I hit 59.8 for a 25 mile loop. Not sure why it's on 25...but what the heck.


----------



## Boog8302 (Sep 6, 2013)

I hit 60 once on a road trip, but I reset it before I could submit a pic.


----------



## diesel (Jun 8, 2013)

bostonboy said:


> you need to be a truck driver LOL I have done close to 138,000 in one year but this on a work truck & almost 6 days every week. I reset my gps every year so I know what I drive yearly. Thanks for the reply


I've had mine just under 2 years. Just under 60K per year pace.


----------



## warloc (Dec 10, 2013)

You can set it for 25 or 50 mile MPG.


----------



## Justinus (Aug 18, 2014)

I don't have the 25/50 mile games, but I got this little personal record on a trip a couple months ago.


----------



## Cruze2.0TD (Feb 12, 2014)

Mine seems to like to reset itself occasionally. I'm really not sure why, so currently the best I have on the 50km loop (it's Canadian so it reads 50km's, 100km's, and 750 km's) is 5.5L/100km's (about 42.7 mpg). The best I have ever seen is 2.7L/100km (about 87.1 mpg) on the 50km loop. I was driving through a lot of downhill coming back from the mountains.


----------



## diesel (Jun 8, 2013)

Justinus said:


> I don't have the 25/50 mile games, but I got this little personal record on a trip a couple months ago.
> View attachment 146394


Is that a glitch? I can't think of any situation other than you were towed for 25 miles that would cause that. lol


----------



## obermd (Mar 3, 2012)

diesel said:


> Is that a glitch? I can't think of any situation other than you were towed for 25 miles that would cause that. lol


I've seen long mountain roads where you can run DFCO for over 20 miles at a stretch. It takes very little for the 1.4T engine (Justinus has a 2LT) to go into DFCO.


----------



## warloc (Dec 10, 2013)

25 mile average will always be higher than 50 mile. Re set to 50 mile interval and try your best, its much harder at 50 miles.
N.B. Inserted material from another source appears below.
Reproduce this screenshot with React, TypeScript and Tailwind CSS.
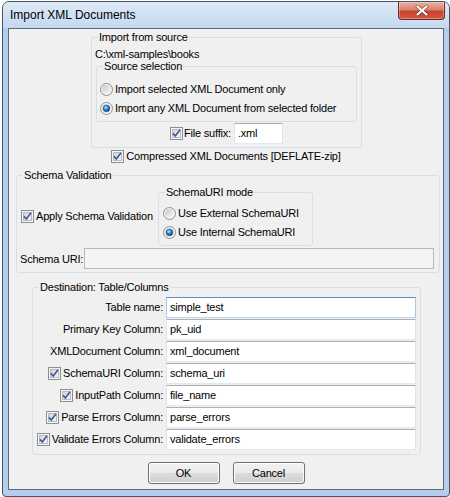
import type { ReactNode } from 'react';

const font = "font-[family-name:'Liberation_Sans',Arial,sans-serif]";

function CheckBox() {
  return (
    <svg width="13" height="13" viewBox="0 0 13 13" className="shrink-0">
      <defs>
        <linearGradient id="cbFill" x1="0" y1="0" x2="1" y2="1">
          <stop offset="0" stopColor="#cdd1d8" />
          <stop offset="1" stopColor="#f8f8f8" />
        </linearGradient>
      </defs>
      <rect x="0.5" y="0.5" width="12" height="12" fill="#f6f6f6" stroke="#8e8f8f" />
      <rect x="2.5" y="2.5" width="8" height="8" fill="url(#cbFill)" stroke="#b6bac1" />
      <path d="M3 6.4 5.3 9 10 2.8" fill="none" stroke="#42569b" strokeWidth="1.6" />
    </svg>
  );
}

function Radio({ on }: { on?: boolean }) {
  return (
    <svg width="13" height="13" viewBox="0 0 13 13" className="shrink-0">
      <defs>
        <linearGradient id="rbFill" x1="0" y1="0" x2="1" y2="1">
          <stop offset="0" stopColor="#c9c9c9" />
          <stop offset="1" stopColor="#fbfbfb" />
        </linearGradient>
        <radialGradient id="rbDot" cx="0.4" cy="0.35" r="0.7">
          <stop offset="0" stopColor="#b8ecff" />
          <stop offset="0.45" stopColor="#2a8ad4" />
          <stop offset="1" stopColor="#0d3a6e" />
        </radialGradient>
      </defs>
      <circle cx="6.5" cy="6.5" r="6" fill="#f4f4f4" stroke="#8f8f8f" />
      <circle cx="6.5" cy="6.5" r="4.5" fill="url(#rbFill)" />
      {on && <circle cx="6.5" cy="6.5" r="3.3" fill="url(#rbDot)" stroke="#18497a" strokeWidth="0.6" />}
    </svg>
  );
}

function Group({ title, className, children }: { title: string; className?: string; children: ReactNode }) {
  return (
    <fieldset className={`border border-[#d5dfe5] rounded-[3px] ${className ?? ''}`}>
      <legend className="ml-[6px] px-[1px] leading-[13px]">{title}</legend>
      {children}
    </fieldset>
  );
}

function Field({ value, focus, className }: { value?: string; focus?: boolean; className?: string }) {
  const border = focus
    ? 'border-t-[#5d8fc1] border-x-[#a9c8e6] border-b-[#bcd8ee]'
    : 'border-t-[#abadb3] border-x-[#e2e3ea] border-b-[#e3e9ef]';
  return (
    <div className={`h-[21px] bg-white border ${border} pl-[3px] flex items-center leading-[13px] ${className ?? ''}`}>
      {value}
    </div>
  );
}

function CloseButton() {
  return (
    <div className="mr-[4px] w-[47px] h-[18px] rounded-b-[4px] border border-t-0 border-[#6b2a20] bg-[linear-gradient(#eab0a3,#d88370_45%,#c8452f_55%,#d0583f)] shadow-[inset_0_0_0_1px_rgba(255,255,255,0.3)] flex items-center justify-center">
      <svg width="14" height="11" viewBox="0 0 14 11">
        <path d="M2.5 1.5 11.5 9.5M11.5 1.5 2.5 9.5" stroke="#4a1810" strokeWidth="3.6" strokeLinecap="round" opacity="0.6" />
        <path d="M2.5 1.5 11.5 9.5M11.5 1.5 2.5 9.5" stroke="#fff" strokeWidth="2.2" strokeLinecap="round" />
      </svg>
    </div>
  );
}

function Button({ children }: { children: ReactNode }) {
  return (
    <div className="w-[72px] h-[22px] rounded-[3px] border border-[#707070] bg-[linear-gradient(#f2f2f2,#ebebeb_50%,#dddddd_50%,#cfcfcf)] shadow-[inset_0_0_0_1px_#fcfcfc] flex items-center justify-center leading-[13px]">
      {children}
    </div>
  );
}

const rows = [
  { label: 'Table name:', value: 'simple_test', focus: true },
  { label: 'Primary Key Column:', value: 'pk_uid' },
  { label: 'XMLDocument Column:', value: 'xml_document' },
  { label: 'SchemaURI Column:', value: 'schema_uri', check: true },
  { label: 'InputPath Column:', value: 'file_name', check: true },
  { label: 'Parse Errors Column:', value: 'parse_errors', check: true },
  { label: 'Validate Errors Column:', value: 'validate_errors', check: true },
];

export default function App() {
  return (
    <div className={`w-[450px] h-[497px] bg-white overflow-hidden text-[11px] tracking-[-0.2px] text-black ${font}`}>
      <div className="ml-[2px] mt-[1px] w-[448px] h-[496px] border border-[#4a5563] rounded-t-[7px] rounded-b-[4px] bg-[#b3cdec] flex flex-col overflow-hidden">
        <div className="h-[26px] shrink-0 flex justify-between bg-[linear-gradient(#dde9f6,#c4d8ef)]">
          <span className="pl-[7px] pt-[5px] text-[12px] leading-[16px] tracking-normal">Import XML Documents</span>
          <CloseButton />
        </div>

        <div className="mx-[5px] h-[462px] shrink-0 border border-[#5b6b7c] bg-[#f0f0f0] flex flex-col">
          {/* source */}
          <Group title="Import from source" className="mt-[2px] ml-[82px] w-[271px] pb-[3px]">
            <div className="mt-[4px] pl-[3px] leading-[12px]">{'C:\\xml-samples\\books'}</div>
            <Group title="Source selection" className="mx-[4px] pb-[3px]">
              <div className="mt-[7px] pl-[3px]">
                <div className="h-[19px] flex items-center gap-[2px]">
                  <Radio />
                  <span>Import selected XML Document only</span>
                </div>
                <div className="h-[19px] flex items-center gap-[2px]">
                  <Radio on />
                  <span>Import any XML Document from selected folder</span>
                </div>
              </div>
            </Group>
            <div className="mt-[1px] h-[21px] flex items-center justify-center">
              <CheckBox />
              <span className="ml-[1px]">File suffix:</span>
              <Field value=".xml" className="ml-[3px] w-[49px]" />
            </div>
          </Group>

          <div className="mt-[2px] flex items-center justify-center gap-[2px] leading-[13px]">
            <CheckBox />
            <span>Compressed XML Documents [DEFLATE-zip]</span>
          </div>

          {/* schema validation */}
          <Group title="Schema Validation" className="mt-[6px] ml-[7px] w-[424px] pb-[3px]">
            <div className="mt-[4px] flex items-center">
              <div className="pl-[4px] flex items-center gap-[2px]">
                <CheckBox />
                <span>Apply Schema Validation</span>
              </div>
              <Group title="SchemaURI mode" className="ml-[5px] w-[155px] pb-[3px]">
                <div className="mt-[5px] pl-[4px]">
                  <div className="h-[19px] flex items-center gap-[2px]">
                    <Radio />
                    <span>Use External SchemaURI</span>
                  </div>
                  <div className="h-[19px] flex items-center gap-[2px]">
                    <Radio on />
                    <span>Use Internal SchemaURI</span>
                  </div>
                </div>
              </Group>
            </div>
            <div className="mt-[2px] flex items-center pl-[3px] pr-[5px]">
              <span className="pt-[2px]">Schema URI:</span>
              <div className="ml-[1px] flex-1 h-[21px] border border-[#b9b9b9] bg-[#f4f4f4]" />
            </div>
          </Group>

          {/* destination */}
          <Group title="Destination: Table/Columns" className="mt-[8px] ml-[23px] w-[389px] pb-[4px]">
            <div className="mt-[3px] grid grid-cols-[130px_250px] gap-x-[3px] gap-y-[1px]">
              {rows.map(r => (
                <div key={r.label} className="contents">
                  <div className="flex items-center justify-end gap-[2px] whitespace-nowrap">
                    {r.check && <CheckBox />}
                    <span>{r.label}</span>
                  </div>
                  <Field value={r.value} focus={r.focus} />
                </div>
              ))}
            </div>
          </Group>

          <div className="mt-[7px] flex justify-center gap-[13px]">
            <Button>OK</Button>
            <Button>Cancel</Button>
          </div>
        </div>
      </div>
    </div>
  );
}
I've switched t 25 and got some very high mpg's, went back to 50 and it will be lower on average.


----------



## spacedout (Dec 7, 2010)

Justinus said:


> I don't have the 25/50 mile games,


That's because GM thinks only ECO and diesel owners should get those screens. Have driven many GMC terrain/Chevy Equinox and they have the **** game! However they are missing the Speed/Range/instant MPG screen all cruze get. 

I don't see any reason GM chose not to make every model GM car that uses similar DIC to have all the same data/screens available. WAY nicer if you rent cars or just drive a different chevy model for the day.


----------



## hificruzer226 (Mar 27, 2013)

On my eco I got 58.6 for a 50 mile trip I must have been going down hill the whole time lol


----------



## Gator (Jul 14, 2013)

62.4


----------



## Beelzebubba (Apr 3, 2015)

248 miles / 6.2 gallons = 40 mpg. DIC indicated 40.3....that's pretty precise given the variance in pumps and when they shut off

It doesn't get me a badge but it is pretty good for 40/60 city/hwy.....not as good as yours! But pretty good.

You just made a bunch of Prius owners question their purchase :laugh:


----------



## diesel (Jun 8, 2013)

Beelzebubba said:


> You just made a bunch of Prius owners question their purchase :laugh:


LOL! That's probably the best comment ever!


----------



## revjpeterson (Oct 2, 2013)

My best so far is 62.7 for the 50 and 67.8 for the 25. Still working on the 500--best there is only in the mid 40s.


----------



## Beelzebubba (Apr 3, 2015)

I wanted a diesel. I would have had to purchase a 75,000 mi Jetta or New Beetle to get a diesel in the price range of my Cruze.

This is what my Eco gets on a 50 mile average.










I was up at almost 50mpg on the freeway portion. Then it was all city, baseball practice, batting cages, went to get sandwiches after.... and it slowly chipped away at my average at every stoplight.


----------



## 2014Oilburner (Feb 1, 2015)

My best score in the 50 mile is 64.8 mpg.... fuel mileage over 5700 miles is 40 mpg


----------



## diesel (Jun 8, 2013)

I once hit 50 for 500 but then the computer glitched and reset everything (I posted a thread about that a while back - was likely the battery cable). For 500 I am now at like 46.9 or something.


----------



## money_man (Feb 25, 2014)

Must be nice. My highways are to hilly. Sometimes I get 53, sometimes 58. However that's a 300km round trip run. And those are imperial mpg


Sent from the sexy electrician


----------